━━━ DATA FOR PROCESSING ━━━
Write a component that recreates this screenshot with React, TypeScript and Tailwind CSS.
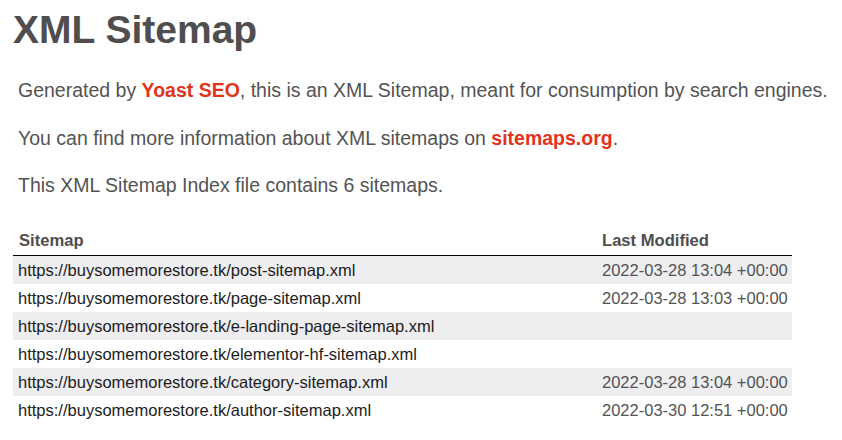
import React from "react";

const rows: { url: string; date: string }[] = [
  { url: "https://buysomemorestore.tk/post-sitemap.xml", date: "2022-03-28 13:04 +00:00" },
  { url: "https://buysomemorestore.tk/page-sitemap.xml", date: "2022-03-28 13:03 +00:00" },
  { url: "https://buysomemorestore.tk/e-landing-page-sitemap.xml", date: "" },
  { url: "https://buysomemorestore.tk/elementor-hf-sitemap.xml", date: "" },
  { url: "https://buysomemorestore.tk/category-sitemap.xml", date: "2022-03-28 13:04 +00:00" },
  { url: "https://buysomemorestore.tk/author-sitemap.xml", date: "2022-03-30 12:51 +00:00" },
];

export default function App() {
  return (
    <div className="w-[842px] h-[440px] bg-white overflow-hidden text-[#545353] font-['Liberation_Sans',Arial,sans-serif]">
      <div className="pl-[13px]">
        <h1 className="mt-[10px] text-[39px] leading-[39px] font-bold text-[#4f4d4e]">XML Sitemap</h1>
        <div className="pl-[5px] text-[19.5px] leading-[24px]">
          <p className="mt-[29px]">
            Generated by <a className="font-bold text-[#e1341c]">Yoast SEO</a>, this is an XML Sitemap, meant for consumption by search engines.
          </p>
          <p className="mt-[23.5px]">
            You can find more information about XML sitemaps on <a className="font-bold text-[#e1341c]">sitemaps.org</a>.
          </p>
          <p className="mt-[23.5px]">This XML Sitemap Index file contains 6 sitemaps.</p>
        </div>
        <table className="mt-[33.5px] w-[779px] table-fixed border-collapse">
          <colgroup>
            <col className="w-[584px]" />
            <col className="w-[195px]" />
          </colgroup>
          <thead>
            <tr className="border-b border-black">
              <th className="text-left pl-[6px] pb-[4.5px] text-[16.6px] leading-[20px] font-bold text-[#4f4d4e]">Sitemap</th>
              <th className="text-left pl-[5px] pb-[4.5px] text-[16.6px] leading-[20px] font-bold text-[#4f4d4e]">Last Modified</th>
            </tr>
          </thead>
          <tbody>
            {rows.map((r, i) => (
              <tr key={r.url} className={i % 2 === 0 ? "bg-[#eeedf0]" : "bg-white"}>
                <td className="pl-[5px] text-[16.5px] leading-[28px] text-[#1c1c1c] whitespace-nowrap">{r.url}</td>
                <td className="pl-[5px] text-[16.5px] leading-[28px] text-[#545353] whitespace-nowrap">{r.date}</td>
              </tr>
            ))}
          </tbody>
        </table>
      </div>
    </div>
  );
}
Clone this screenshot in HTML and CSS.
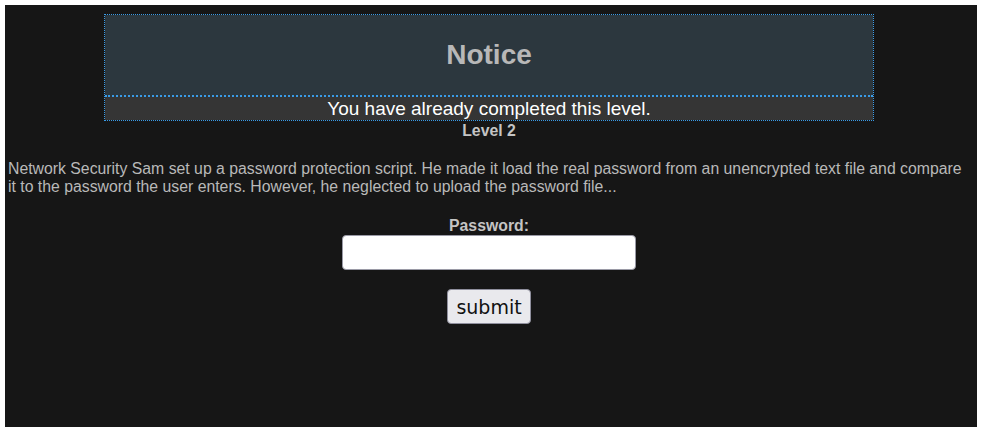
FILE: index.html
```html
<!DOCTYPE html>
<html>
<head>
<meta charset="utf-8">
<link rel="stylesheet" href="styles.css">
</head>
<body>
<div class="page">
  <div class="notice">
    <div class="notice-head">Notice</div>
    <div class="notice-msg">You have already completed this level.</div>
  </div>
  <div class="level">Level 2</div>
  <p class="desc">Network Security Sam set up a password protection script. He made it load the real password from an unencrypted text file and compare it to the password the user enters. However, he neglected to upload the password file...</p>
  <form class="form">
    <label class="label" for="pw">Password:</label>
    <input class="input" id="pw" type="password">
    <button class="submit" type="button">submit</button>
  </form>
</div>
</body>
</html>
```

FILE: styles.css
```css
html { background: #ffffff; }
body {
  margin: 5px;
  font-family: "Liberation Sans", Arial, sans-serif;
}
.page {
  background: #161616;
  height: 422px;
  box-sizing: border-box;
  padding: 9px 7px 0 3px;
  color: #b9b9b9;
}
.notice {
  width: 770px;
  margin: 0 auto;
  box-sizing: border-box;
  border: 1px dotted #3a9be6;
}
.notice-head {
  height: 80px;
  background: #2c373e;
  border-bottom: 2px dotted #3a9be6;
  display: flex;
  align-items: center;
  justify-content: center;
  font-size: 28px;
  font-weight: bold;
  color: #b8b8b8;
}
.notice-msg {
  background: #353535;
  color: #ffffff;
  font-size: 19px;
  line-height: 23px;
  height: 23px;
  text-align: center;
}
.level {
  margin-top: 1px;
  text-align: center;
  font-weight: bold;
  font-size: 15.8px;
  line-height: 18px;
  color: #c4c4c4;
}
.desc {
  margin: 20px 0 0 0;
  font-size: 15.8px;
  line-height: 18px;
  color: #b9b9b9;
}
.form {
  margin-top: 21px;
  display: flex;
  flex-direction: column;
  align-items: center;
}
.label {
  font-weight: bold;
  font-size: 15.8px;
  line-height: 18px;
  color: #c4c4c4;
}
.input {
  margin-top: 0;
  width: 294px;
  height: 35px;
  box-sizing: border-box;
  border: 1px solid #9a9aa6;
  border-radius: 4px;
  background: #ffffff;
}
.submit {
  margin-top: 19px;
  width: 84px;
  height: 35px;
  box-sizing: border-box;
  font-family: "DejaVu Sans", sans-serif;
  font-size: 19px;
  color: #111;
  background: #e9e9ed;
  border: 1px solid #8f8f9d;
  border-radius: 4px;
  padding: 0;
}
```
━━━
_DIRECTION:_ Scan the lines for the string "React". Pick out every line that has it.

_REPLY TO THE TASK:_
Write a component that recreates this screenshot with React, TypeScript and Tailwind CSS.
import React from "react";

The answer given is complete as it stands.